Nice Things Handmade located at 1731 E Passyunk Ave is a boutique gallery where curator Elissa Kara sells the handmade ceramics, jewelry, clothing, prints, accessories and artwork of 75 local artists.
Julia Grassi and her mother, Kate, run Miss Demeanor, a clothing boutique that sells made-in-America and fair-trade dresses and outfits for women. The interior of the store is quite edgy and fun. The store is in an old butcher shop, and the space still incorporates the old butcher-block table, neon sign, and meat hooks.
Visit the First Black Woman-Owned Comic Book Store
North of Fishtown on Frankford Ave is the first black-woman owned comic book store on the East Coast. Amalgam, founded by owner, Ariell Johnson, is a celebration of geek culture that is one-of-a-kind, bringing comics, toys, games, and zines to the community. It also duals as a coffee shop where guests can grab a comic, a baked good and sip on a cup of coffee that is proudly fair trade. Amalgam has a variety of events such as guest speakers, a “Nerdy by Nature” open mic night, and movie screenings. One of their finest events takes place every third Friday and is called “Reclaiming my Time”, a comedy showcase and open mic for women, queer, trans and non-binary performers.
Philly AIDS Thrift
Located south of South Street on 5th Street is one of the city’s quirkiest thrift shops, but it’s a thrift shop that’s working for a cause. Philly AIDS Thrift is a non-profit that sells everything from amusing kitsch and interesting books to suits and prom dresses and then distributes the proceeds to local organizations that fight against HIV/AIDS.
Visit the Only Art & Design College for Women in the USA
The Moore College of Art & Design is the only art and design college for women in the country, and the Galleries at the Moore have a wealth of art from alumni and influential women artists. Exhibits celebrate a wide range of artwork through a variety of mediums including painting, graphic design, sculpture, fine art, fashion and more, all of which express a woman’s perspective.
Philadelphia is an international foodie city. With so many cultures represented here, it’s only natural that the diverse community brings diverse cuisine. Jezebel Careaga was born and raised in Northwest Argentina by her grandmother Julia. It was the time spent in the kitchen helping her grandmother and baking alfajores with her mom that inspired the menu at Jezabel’s Cafe. The cafe features Argentine specialties like mafaldas, alfajores and best of all, empanadas filled with traditional Northwestern Argentinian flavors. At Jezabel’s Studio located in West Philly, you can take a class with Jezebel to learn how to make some of her favorite Argentinian delights.
Fork is an institution. It has stood the test of time, serving as a staple of Old City for over 20 years. Ellen Yin, Fork’s co-founder, loved to host dinner parties and after discovering she loved food, wine and entertaining she decided she wanted to open a restaurant. Since then, Fork, which focuses mainly on new American cuisine, has been nominated for several James Beard Awards throughout the year.
VStreet takes street food from all over the world and offers up a vegan alternative that tastes just as great as the original dish.
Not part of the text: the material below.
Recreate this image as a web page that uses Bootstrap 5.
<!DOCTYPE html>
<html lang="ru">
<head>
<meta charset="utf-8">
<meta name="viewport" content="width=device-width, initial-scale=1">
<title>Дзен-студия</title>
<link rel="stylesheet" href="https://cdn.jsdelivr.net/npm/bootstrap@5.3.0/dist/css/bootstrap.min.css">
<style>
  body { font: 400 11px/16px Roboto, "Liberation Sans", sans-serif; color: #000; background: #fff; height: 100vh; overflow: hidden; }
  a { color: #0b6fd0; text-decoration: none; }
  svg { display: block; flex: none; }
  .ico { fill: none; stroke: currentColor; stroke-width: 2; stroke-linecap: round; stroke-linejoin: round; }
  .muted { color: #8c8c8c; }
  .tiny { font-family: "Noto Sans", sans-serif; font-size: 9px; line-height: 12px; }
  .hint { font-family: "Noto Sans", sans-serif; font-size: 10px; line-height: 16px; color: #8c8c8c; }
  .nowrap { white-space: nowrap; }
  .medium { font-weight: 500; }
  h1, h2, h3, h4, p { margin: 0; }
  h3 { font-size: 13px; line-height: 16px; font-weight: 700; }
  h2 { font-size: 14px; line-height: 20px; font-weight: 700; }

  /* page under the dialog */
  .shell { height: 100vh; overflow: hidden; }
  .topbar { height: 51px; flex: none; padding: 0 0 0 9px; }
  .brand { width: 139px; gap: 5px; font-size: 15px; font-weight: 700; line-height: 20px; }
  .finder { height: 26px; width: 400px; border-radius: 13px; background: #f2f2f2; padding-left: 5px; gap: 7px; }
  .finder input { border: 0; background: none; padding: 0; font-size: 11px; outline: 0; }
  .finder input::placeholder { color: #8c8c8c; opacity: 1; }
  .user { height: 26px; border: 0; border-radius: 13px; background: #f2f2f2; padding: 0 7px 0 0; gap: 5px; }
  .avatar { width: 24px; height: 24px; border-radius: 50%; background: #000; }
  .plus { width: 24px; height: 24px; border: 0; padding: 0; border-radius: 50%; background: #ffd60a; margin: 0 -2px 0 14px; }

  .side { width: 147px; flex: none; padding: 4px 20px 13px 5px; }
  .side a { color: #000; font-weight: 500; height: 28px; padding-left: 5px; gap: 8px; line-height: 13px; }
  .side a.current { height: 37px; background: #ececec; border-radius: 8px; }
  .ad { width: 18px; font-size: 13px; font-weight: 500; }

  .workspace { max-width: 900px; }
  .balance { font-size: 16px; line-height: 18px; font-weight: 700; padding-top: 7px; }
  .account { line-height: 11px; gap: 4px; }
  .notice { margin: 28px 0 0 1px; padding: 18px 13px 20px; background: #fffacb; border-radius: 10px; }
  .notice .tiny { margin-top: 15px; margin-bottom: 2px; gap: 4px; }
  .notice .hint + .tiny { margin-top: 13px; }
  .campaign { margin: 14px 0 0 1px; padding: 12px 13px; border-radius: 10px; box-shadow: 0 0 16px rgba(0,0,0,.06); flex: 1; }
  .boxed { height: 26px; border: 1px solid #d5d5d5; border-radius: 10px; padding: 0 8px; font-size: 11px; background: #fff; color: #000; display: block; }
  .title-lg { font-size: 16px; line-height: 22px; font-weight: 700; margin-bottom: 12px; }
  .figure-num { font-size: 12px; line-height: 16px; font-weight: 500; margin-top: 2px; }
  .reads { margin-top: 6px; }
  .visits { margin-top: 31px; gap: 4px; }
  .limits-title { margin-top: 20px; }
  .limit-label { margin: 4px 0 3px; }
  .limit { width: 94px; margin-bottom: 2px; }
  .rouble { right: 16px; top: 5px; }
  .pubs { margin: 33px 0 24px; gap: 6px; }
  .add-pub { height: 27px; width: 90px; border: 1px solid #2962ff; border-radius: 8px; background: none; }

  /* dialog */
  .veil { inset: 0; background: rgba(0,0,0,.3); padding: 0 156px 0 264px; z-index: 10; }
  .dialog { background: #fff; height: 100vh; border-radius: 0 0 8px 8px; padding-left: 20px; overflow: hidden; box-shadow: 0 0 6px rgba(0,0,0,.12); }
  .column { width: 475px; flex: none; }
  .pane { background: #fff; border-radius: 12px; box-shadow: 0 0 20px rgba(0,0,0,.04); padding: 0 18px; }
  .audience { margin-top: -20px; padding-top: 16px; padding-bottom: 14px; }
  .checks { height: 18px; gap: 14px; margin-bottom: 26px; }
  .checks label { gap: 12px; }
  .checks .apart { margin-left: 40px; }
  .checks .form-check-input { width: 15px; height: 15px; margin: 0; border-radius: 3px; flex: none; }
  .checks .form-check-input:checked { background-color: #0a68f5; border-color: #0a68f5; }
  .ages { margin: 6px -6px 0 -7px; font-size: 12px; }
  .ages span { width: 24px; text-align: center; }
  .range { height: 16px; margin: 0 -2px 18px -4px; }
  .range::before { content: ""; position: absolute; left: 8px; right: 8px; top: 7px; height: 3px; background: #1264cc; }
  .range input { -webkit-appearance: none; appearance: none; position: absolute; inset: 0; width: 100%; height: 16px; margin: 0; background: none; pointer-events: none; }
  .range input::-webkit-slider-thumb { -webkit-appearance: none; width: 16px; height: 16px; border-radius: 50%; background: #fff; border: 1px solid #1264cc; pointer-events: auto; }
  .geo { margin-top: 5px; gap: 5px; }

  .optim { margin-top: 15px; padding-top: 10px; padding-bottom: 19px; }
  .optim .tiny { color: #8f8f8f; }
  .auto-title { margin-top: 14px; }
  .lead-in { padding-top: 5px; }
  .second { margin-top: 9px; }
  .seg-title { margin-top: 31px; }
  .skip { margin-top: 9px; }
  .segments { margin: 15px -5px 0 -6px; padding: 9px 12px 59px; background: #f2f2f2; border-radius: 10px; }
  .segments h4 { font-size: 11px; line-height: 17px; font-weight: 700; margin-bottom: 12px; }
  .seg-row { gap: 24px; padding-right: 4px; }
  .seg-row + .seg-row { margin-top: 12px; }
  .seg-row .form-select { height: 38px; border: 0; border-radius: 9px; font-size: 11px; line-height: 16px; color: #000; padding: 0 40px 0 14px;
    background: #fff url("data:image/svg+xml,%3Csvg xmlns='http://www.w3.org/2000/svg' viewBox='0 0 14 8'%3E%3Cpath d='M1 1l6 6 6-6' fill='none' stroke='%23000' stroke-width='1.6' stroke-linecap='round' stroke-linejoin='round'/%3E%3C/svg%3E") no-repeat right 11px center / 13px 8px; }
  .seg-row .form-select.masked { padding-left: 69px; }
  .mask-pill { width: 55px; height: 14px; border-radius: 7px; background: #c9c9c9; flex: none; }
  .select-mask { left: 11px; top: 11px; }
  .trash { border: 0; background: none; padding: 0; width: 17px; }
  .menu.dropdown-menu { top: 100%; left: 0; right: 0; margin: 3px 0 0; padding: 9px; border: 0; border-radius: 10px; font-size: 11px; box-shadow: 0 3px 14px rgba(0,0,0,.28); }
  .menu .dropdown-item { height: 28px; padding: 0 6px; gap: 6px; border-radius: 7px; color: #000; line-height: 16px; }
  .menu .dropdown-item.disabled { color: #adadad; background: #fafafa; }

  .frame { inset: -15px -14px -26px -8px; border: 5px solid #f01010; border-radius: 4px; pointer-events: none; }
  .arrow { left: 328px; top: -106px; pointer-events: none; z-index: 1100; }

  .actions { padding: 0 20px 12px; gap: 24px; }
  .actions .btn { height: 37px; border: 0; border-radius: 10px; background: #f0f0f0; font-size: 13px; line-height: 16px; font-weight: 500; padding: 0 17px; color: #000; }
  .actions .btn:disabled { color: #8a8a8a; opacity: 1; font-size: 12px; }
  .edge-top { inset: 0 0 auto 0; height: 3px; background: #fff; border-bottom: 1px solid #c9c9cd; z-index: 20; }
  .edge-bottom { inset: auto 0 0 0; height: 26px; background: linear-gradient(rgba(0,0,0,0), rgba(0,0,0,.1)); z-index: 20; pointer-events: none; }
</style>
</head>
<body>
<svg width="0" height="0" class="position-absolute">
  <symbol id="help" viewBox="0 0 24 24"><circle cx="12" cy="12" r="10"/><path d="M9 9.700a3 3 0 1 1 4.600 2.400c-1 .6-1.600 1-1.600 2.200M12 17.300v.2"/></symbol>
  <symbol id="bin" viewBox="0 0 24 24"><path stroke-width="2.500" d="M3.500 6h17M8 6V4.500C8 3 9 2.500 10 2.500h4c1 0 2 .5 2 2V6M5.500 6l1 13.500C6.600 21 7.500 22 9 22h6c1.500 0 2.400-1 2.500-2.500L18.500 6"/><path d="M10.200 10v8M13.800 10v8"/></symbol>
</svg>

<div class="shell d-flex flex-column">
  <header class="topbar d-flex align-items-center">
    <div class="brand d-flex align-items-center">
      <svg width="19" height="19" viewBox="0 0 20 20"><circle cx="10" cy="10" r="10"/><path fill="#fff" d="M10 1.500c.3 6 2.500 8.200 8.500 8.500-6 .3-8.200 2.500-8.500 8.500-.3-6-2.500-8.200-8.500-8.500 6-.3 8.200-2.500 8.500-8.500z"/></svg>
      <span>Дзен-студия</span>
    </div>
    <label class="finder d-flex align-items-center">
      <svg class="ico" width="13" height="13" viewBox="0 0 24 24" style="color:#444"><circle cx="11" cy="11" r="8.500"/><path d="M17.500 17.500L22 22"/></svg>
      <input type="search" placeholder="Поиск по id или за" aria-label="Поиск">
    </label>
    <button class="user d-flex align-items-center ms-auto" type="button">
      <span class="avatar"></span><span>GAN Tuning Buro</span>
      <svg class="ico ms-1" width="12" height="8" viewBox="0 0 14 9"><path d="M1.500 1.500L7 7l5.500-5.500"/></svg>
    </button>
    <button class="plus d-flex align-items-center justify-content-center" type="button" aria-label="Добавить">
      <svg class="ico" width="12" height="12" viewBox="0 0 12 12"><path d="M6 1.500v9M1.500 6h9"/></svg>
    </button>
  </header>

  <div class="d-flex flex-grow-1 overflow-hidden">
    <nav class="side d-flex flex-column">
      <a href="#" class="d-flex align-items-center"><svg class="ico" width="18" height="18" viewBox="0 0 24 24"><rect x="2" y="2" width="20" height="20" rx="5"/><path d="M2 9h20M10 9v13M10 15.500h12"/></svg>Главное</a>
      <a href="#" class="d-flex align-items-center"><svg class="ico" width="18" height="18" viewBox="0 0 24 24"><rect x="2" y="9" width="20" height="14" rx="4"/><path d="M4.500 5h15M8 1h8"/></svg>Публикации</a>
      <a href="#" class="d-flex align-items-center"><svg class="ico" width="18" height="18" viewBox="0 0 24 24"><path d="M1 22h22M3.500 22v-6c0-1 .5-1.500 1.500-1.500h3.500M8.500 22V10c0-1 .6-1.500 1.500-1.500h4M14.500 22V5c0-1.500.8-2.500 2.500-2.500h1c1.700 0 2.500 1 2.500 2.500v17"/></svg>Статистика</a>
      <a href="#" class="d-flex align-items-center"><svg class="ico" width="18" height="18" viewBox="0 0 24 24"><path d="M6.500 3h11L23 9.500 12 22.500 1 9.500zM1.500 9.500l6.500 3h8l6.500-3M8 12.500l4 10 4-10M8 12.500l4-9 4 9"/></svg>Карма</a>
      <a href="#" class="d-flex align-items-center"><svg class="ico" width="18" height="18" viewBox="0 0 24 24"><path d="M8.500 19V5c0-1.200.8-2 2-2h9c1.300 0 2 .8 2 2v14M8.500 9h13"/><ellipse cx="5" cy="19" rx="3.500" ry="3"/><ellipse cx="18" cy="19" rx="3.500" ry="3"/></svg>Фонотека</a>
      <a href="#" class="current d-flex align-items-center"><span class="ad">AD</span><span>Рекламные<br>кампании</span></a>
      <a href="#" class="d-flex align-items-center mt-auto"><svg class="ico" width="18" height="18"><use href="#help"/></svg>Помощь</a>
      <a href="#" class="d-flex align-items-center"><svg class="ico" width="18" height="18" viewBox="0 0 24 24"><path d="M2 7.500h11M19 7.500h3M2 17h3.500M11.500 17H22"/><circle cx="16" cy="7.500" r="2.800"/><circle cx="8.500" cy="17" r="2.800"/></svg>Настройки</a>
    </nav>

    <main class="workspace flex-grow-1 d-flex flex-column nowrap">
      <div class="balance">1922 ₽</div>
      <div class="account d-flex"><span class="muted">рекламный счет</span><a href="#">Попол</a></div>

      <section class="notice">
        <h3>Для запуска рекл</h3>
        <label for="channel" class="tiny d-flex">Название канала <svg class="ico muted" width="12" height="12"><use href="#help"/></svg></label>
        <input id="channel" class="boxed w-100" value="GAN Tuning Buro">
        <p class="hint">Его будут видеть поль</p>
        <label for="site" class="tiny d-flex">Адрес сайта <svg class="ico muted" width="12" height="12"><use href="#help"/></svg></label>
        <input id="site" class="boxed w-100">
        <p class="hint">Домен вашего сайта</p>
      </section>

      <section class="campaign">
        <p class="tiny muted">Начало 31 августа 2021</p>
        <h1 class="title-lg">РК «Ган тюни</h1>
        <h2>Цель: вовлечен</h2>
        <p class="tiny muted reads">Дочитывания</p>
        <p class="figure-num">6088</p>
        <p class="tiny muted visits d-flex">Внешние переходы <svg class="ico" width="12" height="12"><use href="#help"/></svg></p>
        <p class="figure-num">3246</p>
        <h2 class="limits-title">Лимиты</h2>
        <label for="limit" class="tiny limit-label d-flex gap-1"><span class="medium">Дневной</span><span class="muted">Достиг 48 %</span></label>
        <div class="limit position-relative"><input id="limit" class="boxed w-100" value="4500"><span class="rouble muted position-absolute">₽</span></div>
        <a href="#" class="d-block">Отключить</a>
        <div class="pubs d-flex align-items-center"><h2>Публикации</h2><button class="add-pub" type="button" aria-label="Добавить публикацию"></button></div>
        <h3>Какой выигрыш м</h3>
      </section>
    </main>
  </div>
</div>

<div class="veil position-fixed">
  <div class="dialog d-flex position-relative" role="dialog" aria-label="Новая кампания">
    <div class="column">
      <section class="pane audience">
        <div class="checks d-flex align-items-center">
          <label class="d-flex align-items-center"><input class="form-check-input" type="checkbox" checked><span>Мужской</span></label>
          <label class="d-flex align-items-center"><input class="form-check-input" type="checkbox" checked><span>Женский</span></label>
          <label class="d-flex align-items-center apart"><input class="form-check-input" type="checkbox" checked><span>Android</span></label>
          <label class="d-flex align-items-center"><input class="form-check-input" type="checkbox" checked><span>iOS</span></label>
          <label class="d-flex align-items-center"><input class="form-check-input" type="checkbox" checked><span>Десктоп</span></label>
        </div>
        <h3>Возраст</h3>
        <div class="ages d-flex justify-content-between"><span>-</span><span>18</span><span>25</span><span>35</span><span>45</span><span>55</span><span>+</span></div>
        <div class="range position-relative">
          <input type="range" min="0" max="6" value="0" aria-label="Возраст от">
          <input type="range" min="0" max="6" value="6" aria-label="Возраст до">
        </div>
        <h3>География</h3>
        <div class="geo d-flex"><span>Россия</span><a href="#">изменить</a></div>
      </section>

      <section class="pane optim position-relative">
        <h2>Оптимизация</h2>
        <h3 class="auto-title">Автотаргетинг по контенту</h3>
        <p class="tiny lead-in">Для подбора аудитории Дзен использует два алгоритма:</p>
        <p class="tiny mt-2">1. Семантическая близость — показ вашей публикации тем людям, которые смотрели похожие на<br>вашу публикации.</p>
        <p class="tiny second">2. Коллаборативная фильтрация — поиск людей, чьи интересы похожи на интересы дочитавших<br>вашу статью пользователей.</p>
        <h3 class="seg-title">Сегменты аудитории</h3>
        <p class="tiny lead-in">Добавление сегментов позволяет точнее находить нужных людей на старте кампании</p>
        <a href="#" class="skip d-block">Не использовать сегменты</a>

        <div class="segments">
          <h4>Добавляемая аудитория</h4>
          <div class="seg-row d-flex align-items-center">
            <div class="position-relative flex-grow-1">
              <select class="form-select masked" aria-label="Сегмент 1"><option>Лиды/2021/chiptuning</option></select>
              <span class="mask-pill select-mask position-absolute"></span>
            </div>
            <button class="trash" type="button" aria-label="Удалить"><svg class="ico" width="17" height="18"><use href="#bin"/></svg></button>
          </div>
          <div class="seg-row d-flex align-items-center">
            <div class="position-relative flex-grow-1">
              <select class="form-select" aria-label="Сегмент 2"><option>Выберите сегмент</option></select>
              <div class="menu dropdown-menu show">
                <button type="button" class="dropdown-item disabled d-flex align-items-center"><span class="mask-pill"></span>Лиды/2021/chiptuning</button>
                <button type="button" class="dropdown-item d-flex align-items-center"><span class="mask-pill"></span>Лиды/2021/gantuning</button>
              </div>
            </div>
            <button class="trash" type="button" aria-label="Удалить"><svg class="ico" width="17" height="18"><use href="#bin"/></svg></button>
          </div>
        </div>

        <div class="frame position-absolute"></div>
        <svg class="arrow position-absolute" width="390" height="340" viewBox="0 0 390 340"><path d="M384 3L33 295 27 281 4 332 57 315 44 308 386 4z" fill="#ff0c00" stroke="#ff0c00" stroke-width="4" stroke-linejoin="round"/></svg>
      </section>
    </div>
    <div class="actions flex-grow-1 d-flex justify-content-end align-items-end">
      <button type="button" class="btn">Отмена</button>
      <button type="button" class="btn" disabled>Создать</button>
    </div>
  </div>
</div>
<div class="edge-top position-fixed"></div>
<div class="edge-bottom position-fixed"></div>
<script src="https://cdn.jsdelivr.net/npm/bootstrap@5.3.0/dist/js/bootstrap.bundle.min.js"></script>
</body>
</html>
Husband and wife chefs Rich Landau and Kate Jacoby were inspired by the cuisine that they encountered on their travels around the world and brought those unique flavors and textures to the Rittenhouse neighborhood. The concept has earned them several James Beard Award Nominations.
Whether you’re in the mood for something sweet or something savory, you can get it in pie form at Magpie, founded by chef and owner Holly Ricciardi. Magpie offers artisanal pies for dessert such as cream pies, custard pies, and fruit pies, but also savory pies like pot pies, meat pies, shepherd’s pies and more. You can have a complete meal at Magpie. And if you’re looking to take some of these flavors home, you can take a pie making class. But be sure to book early because classes fill up fast.
The Independent Hotel
Located in the heart of Philadelphia’s Gayborhood in Midtown Village is The Independent Hotel, a stylish boutique hotel that captures the history of the city but with a modern and inclusive vibe. Each of the 24 rooms is distinct and come equipped with 32” flat-screen HDTV’s, spacious bathrooms, natural light and complimentary access to a local gym. Guests are given a complimentary continental breakfast delivered straight to your room and in the evenings from 5 pm to 6 pm on Monday through Thursday, guests are welcome to join a wine reception. Through a partnership with the Philadelphia Museum of Art, The Independent Hotel also offers the “Cultured Romantic” package, which includes two 2-day passes to the Philadelphia Museum of Art, the Perelman Building, and the Rodin Museum, complimentary parking and a bottle of sparkling wine and chocolates that go with your overnight accommodations.
If you’re looking to stay close to the history of Old City, but not in a dated hotel, try the Lokal Hotel, a trendy and refreshing turnkey apartment for the modern day traveler. The Lokal Hotel is owned and operated by a design-centric husband and wife team who have created an environment that feels like a spread from Kinfolk Magazine. Among the amenities offered is a multitude of modern comforts such as a Sonos sound system, Apple TV, and an enormous rain shower. They’ve even stocked the bar cart with everything you’d need to make a cocktail, even a classic cocktail recipe book!